Discussion about
Since I'm locked into AT&T until August 2011 and am absolutely sick of my iPhone. I want a Nexus One. Bad.
I'm not in the overrated boat of people who think that the "Apple way" of UI design is the greatest there ever was and honestly believe that Android is magical. (ha!)
So I've just got one question about switching over, can I use the SIM from my iPhone or do I need to go into AT&T and have them give me a new one?
So I've just got one question about switching over, can I use the SIM from my iPhone or do I need to go into AT&T and have them give me a new one?
And to think it wasn't that long ago(or maybe it was) when I persuaded you into the Mytouch
My thoughts exactly. Having an iPhone with only Linux boxes in my house is pointless. If I want to upgrade my firmware I need to bug @ryan, heh. Not to mention that I can start playing around with Android development, which I am obviously unable to do currently for the iPhone (app store policies aside).
pretty sure that the iPhone 3G uses a normal SIM card so you should be able to just pop it out and then plug it into the Nexus One.
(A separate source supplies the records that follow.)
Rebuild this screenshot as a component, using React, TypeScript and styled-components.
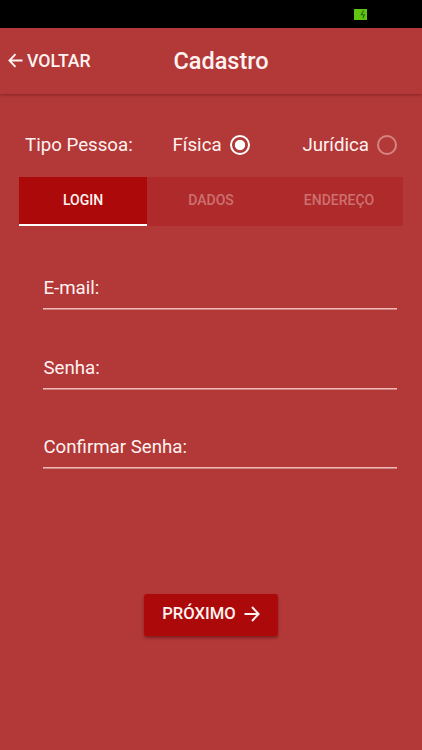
import React, { useState } from "react";
import styled, { createGlobalStyle } from "styled-components";

const GlobalStyle = createGlobalStyle`
  * { box-sizing: border-box; }
  body { margin: 0; background: #b33838; }
`;

const Screen = styled.div`
  display: flex;
  flex-direction: column;
  height: 750px;
  overflow: hidden;
  background: #b33838;
  color: #fff3f1;
  font-family: Roboto, sans-serif;
`;

const StatusBar = styled.div`
  display: flex;
  height: 28px;
  flex: none;
  padding: 9px 55px 0 0;
  justify-content: flex-end;
  background: #000;
`;

const Header = styled.header`
  display: grid;
  grid-template-columns: 1fr auto 1fr;
  align-items: center;
  height: 66px;
  flex: none;
  padding: 0 8px;
  box-shadow: 0 1px 3px rgba(70, 0, 0, 0.4);
`;

const BackButton = styled.button`
  display: flex;
  align-items: center;
  gap: 4px;
  padding: 0;
  border: 0;
  background: none;
  color: inherit;
  font: 500 17.7px/24px Roboto, sans-serif;
`;

const BackArrow = styled.svg`
  margin-bottom: 2px;
`;

const Title = styled.h1`
  margin: 0 0 0 20px;
  font-size: 23.5px;
  font-weight: 500;
  line-height: 30px;
`;

const PersonType = styled.div`
  display: flex;
  align-items: center;
  height: 24px;
  margin: 39px 25px 0;
  font-size: 18.7px;
  line-height: 24px;
`;

const Prompt = styled.span`
  width: 147.5px;
`;

const Option = styled.label<{ $end?: boolean }>`
  display: flex;
  align-items: center;
  gap: 8px;
  margin-left: ${(p) => (p.$end ? "auto" : "0")};
`;

const Radio = styled.input`
  appearance: none;
  width: 20px;
  height: 20px;
  margin: 0;
  border: 2px solid #d58582;
  border-radius: 50%;
  &:checked {
    border-color: #fff;
    background: radial-gradient(circle, #fff 4.7px, transparent 5.6px);
  }
`;

const Tabs = styled.div`
  display: grid;
  grid-template-columns: repeat(3, 1fr);
  height: 49px;
  margin: 20px 19px 0;
  background: #af2a2b;
`;

const Tab = styled.button<{ $active?: boolean }>`
  padding: 0 0 3px;
  border: 0;
  background: ${(p) => (p.$active ? "#ac0a0a" : "transparent")};
  box-shadow: ${(p) => (p.$active ? "inset 0 -2px #fff" : "none")};
  color: ${(p) => (p.$active ? "#fff3f1" : "#cd7170")};
  font: 500 14px/20px Roboto, sans-serif;
`;

const Form = styled.form`
  display: flex;
  flex-direction: column;
  flex: 1;
  margin: 48px 25px 0 43.4px;
`;

const Field = styled.label`
  display: flex;
  height: 35px;
  margin-bottom: 44.6px;
  box-shadow: 0 1px #cf8280, inset 0 -1px #f0bab7;
  font-size: 18.7px;
  line-height: 28px;
`;

const Input = styled.input`
  flex: 1;
  min-width: 0;
  border: 0;
  outline: 0;
  background: none;
  color: inherit;
  font: inherit;
`;

const NextButton = styled.button`
  display: flex;
  align-items: center;
  justify-content: center;
  gap: 8px;
  width: 134px;
  height: 42px;
  margin: 81px 0 0 100.6px;
  padding: 0 0 1px;
  border: 0;
  border-radius: 3px;
  background: #ac0a0a;
  box-shadow: 0 2px 3px rgba(70, 0, 0, 0.45);
  color: #fff3f1;
  font: 500 16.6px/24px Roboto, sans-serif;
`;

const NextArrow = styled.svg`
  margin-bottom: 1px;
`;

const BatteryIcon = () => (
  <svg width="13" height="11" viewBox="0 0 13 11">
    <path d="M0 0h13v11H0z" fill="#60c510" />
    <path d="M9.5 1.5 7.3 5.8h3L8.8 9.3" fill="none" stroke="#23670a" strokeWidth="1.1" />
  </svg>
);

const tabs = ["LOGIN", "DADOS", "ENDEREÇO"];
const fields = [
  { label: "E-mail:", type: "email" },
  { label: "Senha:", type: "password" },
  { label: "Confirmar Senha:", type: "password" },
];

export default function App() {
  const [person, setPerson] = useState("fisica");
  return (
    <Screen>
      <GlobalStyle />
      <StatusBar><BatteryIcon /></StatusBar>
      <Header>
        <BackButton>
          <BackArrow width="15" height="15" viewBox="0 0 16 16" fill="none" stroke="currentColor" strokeWidth="2">
            <path d="M15.5 8H1.8M8 1.2 1.5 8 8 14.8" />
          </BackArrow>
          VOLTAR
        </BackButton>
        <Title>Cadastro</Title>
      </Header>
      <PersonType>
        <Prompt>Tipo Pessoa:</Prompt>
        <Option>
          Física
          <Radio type="radio" name="person" checked={person === "fisica"} onChange={() => setPerson("fisica")} />
        </Option>
        <Option $end>
          Jurídica
          <Radio type="radio" name="person" checked={person === "juridica"} onChange={() => setPerson("juridica")} />
        </Option>
      </PersonType>
      <Tabs>
        {tabs.map((tab, i) => <Tab key={tab} $active={i === 0} disabled={i > 0}>{tab}</Tab>)}
      </Tabs>
      <Form>
        {fields.map((field) => (
          <Field key={field.label}>{field.label}<Input type={field.type} /></Field>
        ))}
        <NextButton type="button">
          PRÓXIMO
          <NextArrow width="16" height="16" viewBox="0 0 16 16" fill="none" stroke="currentColor" strokeWidth="2">
            <path d="M.5 8h13.9M8 1l6.6 7L8 15" />
          </NextArrow>
        </NextButton>
      </Form>
    </Screen>
  );
}
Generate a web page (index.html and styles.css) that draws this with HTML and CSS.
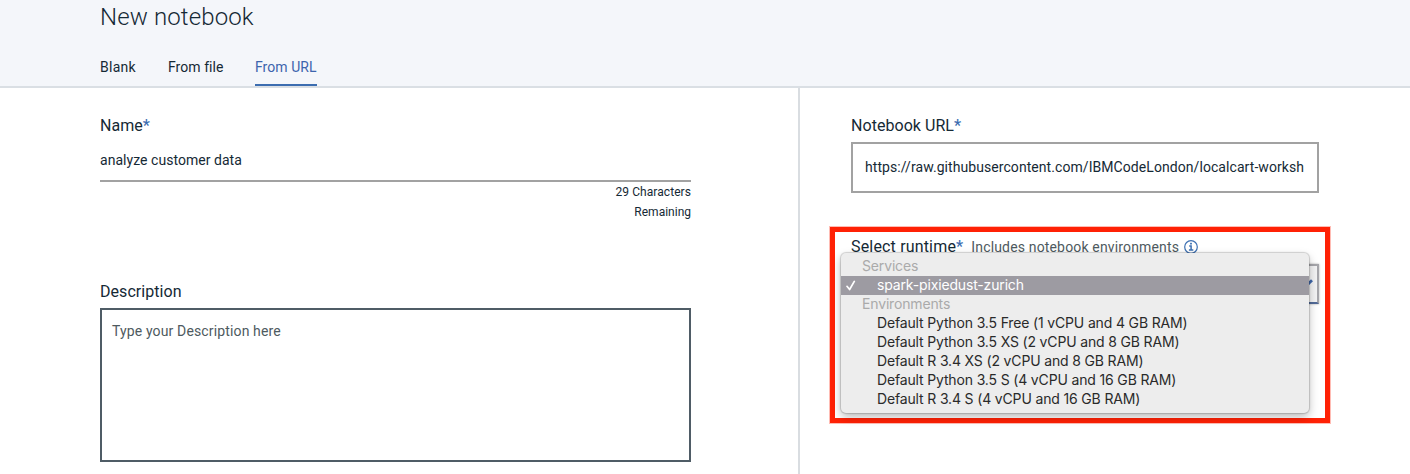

Although you would only have EDGE speeds on the Nexus One if you're using it on AT&T because the Nexus One only support T-Mobile's US 3G band, I think.
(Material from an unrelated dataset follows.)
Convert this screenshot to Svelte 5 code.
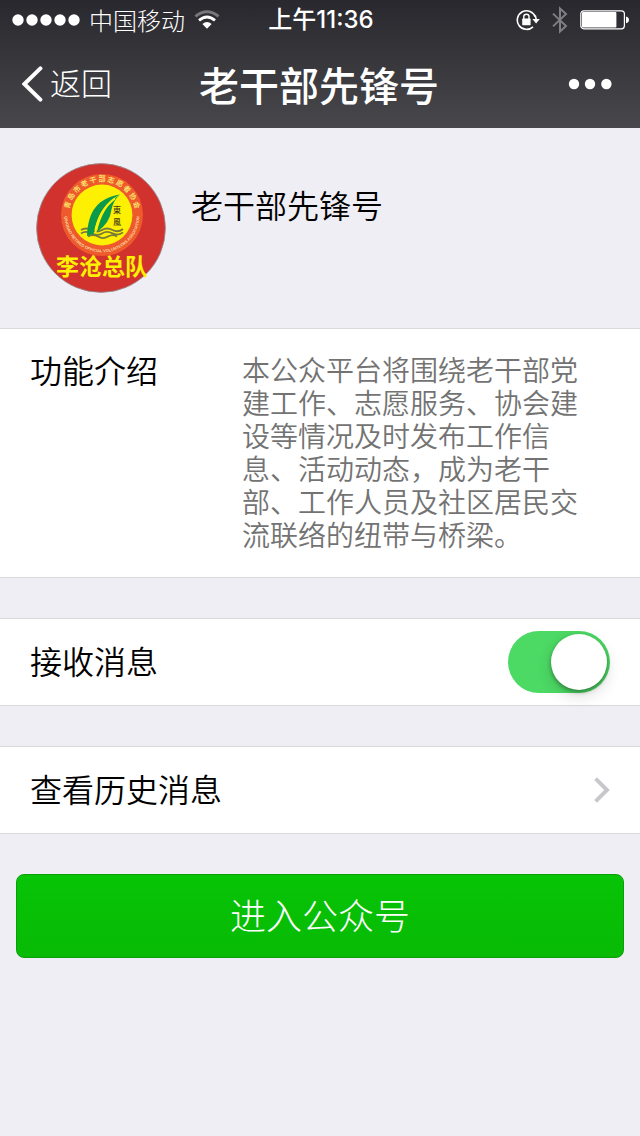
<script lang="ts">
  const account = {
    name: '老干部先锋号',
    intro:
      '本公众平台将围绕老干部党建工作、志愿服务、协会建设等情况及时发布工作信息、活动动态，成为老干部、工作人员及社区居民交流联络的纽带与桥梁。'
  };

  const signal = [0, 1, 2, 3, 4];

  let receive = $state(true);
</script>

<div class="page">
  <header class="top">
    <div class="status">
      <div class="status-left">
        <svg class="signal" viewBox="0 0 68 12" aria-hidden="true">
          {#each signal as i}
            <circle cx={6 + i * 14} cy="6" r="5.7" />
          {/each}
        </svg>
        <span class="carrier">中国移动</span>
        <svg class="wifi" viewBox="0 0 26 20" aria-hidden="true">
          <path class="faint" d="M1.4 6.4 Q13 -3 24.6 6.4" />
          <path d="M5 10.4 Q13 3.6 21 10.4" />
          <path class="solid" d="M8.4 14 Q13 9.8 17.6 14 L13 18.8 Z" />
        </svg>
      </div>
      <span class="time">上午11:36</span>
      <div class="status-right">
        <svg class="lock" viewBox="0 0 24 22" aria-hidden="true">
          <path d="M19.4 8 A9.3 9.3 0 1 0 17 17.8" />
          <path class="solid" d="M16.4 10 H23.8 L20.1 14.4 Z" />
          <path d="M19.2 6.4 L20.2 10.4" />
          <rect class="solid" x="6.2" y="9.6" width="8.4" height="6.6" rx="0.6" />
          <path class="thin" d="M7.8 10 V7.6 Q7.8 5.2 10.4 5.2 T13 7.6 V10" />
        </svg>
        <svg class="bluetooth" viewBox="0 0 16 28" aria-hidden="true">
          <path d="M1 7.6 L14 20 L8 25.4 V2.6 L14 8 L1 20.4" />
        </svg>
        <svg class="battery" viewBox="0 0 50 20" aria-hidden="true">
          <rect class="shell" x="0.8" y="0.8" width="43.6" height="18" rx="3" />
          <rect x="2" y="2" width="34.4" height="15.6" rx="1" />
          <path d="M46 6.4 Q49 7 49 9.8 Q49 12.6 46 13.2 Z" />
        </svg>
      </div>
    </div>

    <nav class="nav">
      <button class="back" type="button">
        <svg viewBox="0 0 22 36" aria-hidden="true">
          <path d="M18.4 2.4 L2.4 18 L18.4 33.6" />
        </svg>
        <span>返回</span>
      </button>
      <h1>{account.name}</h1>
      <button class="more" type="button" aria-label="更多">
        <svg viewBox="0 0 44 12" aria-hidden="true">
          <circle cx="6" cy="6" r="5.2" />
          <circle cx="22" cy="6" r="5.2" />
          <circle cx="38.4" cy="6" r="5.2" />
        </svg>
      </button>
    </nav>
  </header>

  <main>
    <section class="profile">
      <svg class="avatar" viewBox="0 0 130 130" role="img" aria-label="李沧总队">
        <defs>
          <path id="ring-top" d="M33.6 60 A33.4 33.4 0 1 1 98.4 60" />
          <path id="ring-bottom" d="M29 45 A37.6 37.6 0 1 0 103 45" />
        </defs>
        <circle cx="65" cy="65" r="64.4" fill="#d2322d" stroke="#8d9092" stroke-width="0.8" />
        <circle cx="66" cy="52" r="41" fill="#ee5a2c" />
        <circle cx="66" cy="52" r="30.4" fill="#fdf003" />
        <text class="ring-cn">
          <textPath href="#ring-top" startOffset="50%">青 岛 市 老 干 部 志 愿 者 协 会</textPath>
        </text>
        <text class="ring-en">
          <textPath href="#ring-bottom" startOffset="50%">QINGDAO RETIRED OFFICIAL VOLUNTEERS ASSOCIATION</textPath>
        </text>
        <g class="waves">
          <path d="M45 67 q5 -3 10.5 0 t10.5 0 t10.5 0 t10.5 -1" />
          <path d="M45 70.4 q5 -3 10.5 0 t10.5 0 t10.5 0 t10.5 -1" />
          <path d="M52 73.6 q5 -3 10 0 t10 0 t9 0" />
        </g>
        <path d="M51 73 C52 48 62 35 84 31.5 Q63 42 57.5 71 Z" fill="#0b9a4c" />
        <path d="M61 69 Q74 60 75.4 47 Q77 38 84 31.5 Q66 44 61 69 Z" fill="#0b9a4c" />
        <path d="M59.4 70 Q62 48 79 35.4" fill="none" stroke="#fdf003" stroke-width="2" />
        <text class="brush" x="81" y="50">東</text>
        <text class="brush" x="81" y="62">風</text>
        <text class="team" x="66" y="112">李沧总队</text>
      </svg>
      <h2>{account.name}</h2>
    </section>

    <section class="panel intro">
      <h3>功能介绍</h3>
      <p>{account.intro}</p>
    </section>

    <label class="panel row">
      <span>接收消息</span>
      <input class="switch" type="checkbox" role="switch" bind:checked={receive} />
    </label>

    <a class="panel row" href="#history">
      <span>查看历史消息</span>
      <svg class="chevron" viewBox="0 0 16 26" aria-hidden="true">
        <path d="M1.6 1.6 L13 13 L1.6 24.4" />
      </svg>
    </a>

    <div class="actions">
      <button class="enter" type="button">进入公众号</button>
    </div>
  </main>
</div>

<style>
  :global(body) {
    background: #efeef4;
  }

  .page {
    min-height: 100vh;
    background: #efeef4;
    color: #000;
    font-family: 'Noto Sans CJK SC', sans-serif;
    font-weight: 350;
  }

  h1,
  h2,
  h3,
  p {
    margin: 0;
    font-weight: 350;
  }

  button {
    padding: 0;
    border: 0;
    background: none;
    color: inherit;
    font: inherit;
    cursor: pointer;
  }

  svg {
    display: block;
    flex: none;
  }

  /* header */
  .top {
    background: linear-gradient(#29282e, #48474b);
    color: #fff;
  }

  .status,
  .nav {
    display: grid;
    grid-template-columns: 1fr auto 1fr;
    align-items: center;
  }

  .status {
    height: 40px;
    padding: 0 10px 0 12px;
    line-height: 40px;
  }

  .status-left,
  .status-right {
    display: flex;
    align-items: center;
  }

  .status-left {
    gap: 9px;
  }

  .status-right {
    justify-content: flex-end;
    gap: 12px;
  }

  .carrier {
    font-size: 24px;
    font-weight: 300;
  }

  .time {
    font-family: Inter, 'Noto Sans CJK SC', sans-serif;
    font-size: 24px;
    font-weight: 500;
  }

  .signal {
    width: 68px;
    height: 12px;
    fill: #fff;
  }

  .wifi {
    width: 26px;
    height: 20px;
    fill: none;
    stroke: #fff;
    stroke-width: 2.8;
  }

  .wifi .faint {
    stroke: #77767b;
  }

  .wifi .solid,
  .lock .solid {
    fill: #fff;
    stroke: none;
  }

  .lock {
    width: 24px;
    height: 22px;
    fill: none;
    stroke: #fff;
    stroke-width: 1.6;
  }

  .lock .thin {
    stroke-width: 1.4;
  }

  .bluetooth {
    width: 16px;
    height: 28px;
    fill: none;
    stroke: #807f84;
    stroke-width: 2;
  }

  .battery {
    width: 50px;
    height: 20px;
    fill: #fff;
  }

  .battery .shell {
    fill: none;
    stroke: #fff;
    stroke-width: 1.2;
  }

  .nav {
    height: 88px;
    padding: 0 24px 0 22px;
  }

  .back {
    justify-self: start;
    display: flex;
    align-items: center;
    gap: 6px;
    font-size: 31px;
    font-weight: 300;
    line-height: 44px;
  }

  .back span {
    padding-bottom: 4px;
  }

  .back svg {
    width: 22px;
    height: 36px;
    fill: none;
    stroke: #fff;
    stroke-width: 4;
    stroke-linecap: round;
  }

  .nav h1 {
    font-size: 40px;
    font-weight: 500;
    line-height: 88px;
  }

  .more {
    justify-self: end;
    padding: 16px 4px;
  }

  .more svg {
    width: 44px;
    height: 12px;
    fill: #fff;
  }

  /* profile */
  .profile {
    display: flex;
    align-items: flex-start;
    gap: 25px;
    padding: 35px 36px;
  }

  .avatar {
    width: 130px;
    height: 130px;
  }

  .profile h2 {
    padding-top: 20px;
    font-size: 32px;
    line-height: 42px;
  }

  .avatar text {
    text-anchor: middle;
  }

  .ring-cn {
    fill: #fbe36a;
    font-size: 7px;
    font-weight: 700;
  }

  .ring-en {
    fill: #fbd9a0;
    font-family: 'Liberation Sans', sans-serif;
    font-size: 4px;
    font-weight: 700;
  }

  .brush {
    fill: #3d3a1a;
    font-size: 8px;
    font-weight: 500;
  }

  .team {
    fill: #fdf003;
    font-size: 23px;
    font-weight: 700;
  }

  .waves {
    fill: none;
    stroke: #77793c;
    stroke-width: 1.8;
  }

  /* panels */
  .panel {
    box-sizing: border-box;
    border: solid #d9d9d9;
    border-width: 1px 0;
    background: #fff;
    color: #000;
  }

  .panel + .panel {
    margin-top: 40px;
  }

  .intro {
    display: grid;
    grid-template-columns: 212px 1fr;
    padding: 24px 48px 26px 30px;
  }

  .intro h3 {
    font-size: 32px;
    line-height: 32px;
  }

  .intro p {
    color: #737373;
    font-size: 28px;
    line-height: 33px;
  }

  .row {
    display: flex;
    align-items: center;
    justify-content: space-between;
    height: 88px;
    padding: 0 30px;
    font-size: 32px;
    line-height: 44px;
    text-decoration: none;
    cursor: pointer;
  }

  .row span {
    padding-bottom: 4px;
  }

  .switch {
    appearance: none;
    display: flex;
    align-items: center;
    box-sizing: border-box;
    width: 102px;
    height: 62px;
    margin: 0;
    padding: 0 3px;
    border-radius: 31px;
    background: #e5e5e5;
    cursor: pointer;
  }

  .switch::before {
    content: '';
    width: 56px;
    height: 56px;
    border-radius: 50%;
    background: #fff;
    box-shadow:
      0 2px 4px rgba(0, 0, 0, 0.35),
      0 6px 16px rgba(0, 0, 0, 0.14);
  }

  .switch:checked {
    justify-content: flex-end;
    background: #4cd964;
  }

  .chevron {
    width: 16px;
    height: 26px;
    fill: none;
    stroke: #c7c7cc;
    stroke-width: 4;
  }

  .actions {
    padding: 40px 16px;
  }

  .enter {
    box-sizing: border-box;
    width: 100%;
    height: 84px;
    padding-bottom: 4px;
    border: 1px solid #0a9f0a;
    border-radius: 8px;
    background: linear-gradient(#07c406, #08ba05);
    color: #fff;
    font-size: 36px;
    font-weight: 300;
    line-height: 78px;
  }
</style>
Although you would only have EDGE speeds on the Nexus One if you're using it on AT&T because the Nexus One only support T-Mobile's US 3G band, I think.
I'd rather have a phone that is on a kind-of-working 3G network than be stuck on EDGE for over a year.
I have a Nexus One that I use my iPhone 3GS sim in. It works fine. I find that I still prefer the iPhone though. Nexus One is a nice phone. If you don't mind voiding your warranty when you get it root it and install the cyanogen mod. Makes the phone much better in my opinion.
I don't excatlly know how rooting voids the warranty. I thought the Nexus was virtually the easiest to root aside from the Geeksphone One which ships rooted.
The way I see it if your phones dies and can not be turned on there is no way to tell it was rooted, and if the screen breaks but is readable you can still reflash the stock firmware and once again no one knows. Jailbreaking an iphone doesn't void the warranty so why would rooting.
The way I see it if your phones dies and can not be turned on there is no way to tell it was rooted, and if the screen breaks but is readable you can still reflash the stock firmware and once again no one knows. Jailbreaking an iphone doesn't void the warranty so why would rooting.
It runs faster, at least it seems like it to me. There's some cosmetic differences. The notification shade is transparent. You can change the color of the trackball light. And I'm sure if you have the knowledge, which I don't, there's a bunch of other customization you can do. I love that you can wake, and even unlock, the phone with the trackball. Some other small stuff, there's 5 apps per row when you open the app droor instead of 4.
And in one fail swoop I look like an idiot... Apparently the bootloader does show an unlock symbal even if you revert this must be linked to either 2.1 or Google sold phones since rooting any none current 2.1 phone does not have this. So rooting will probably void the warranty unless the devs make a way to reverse this.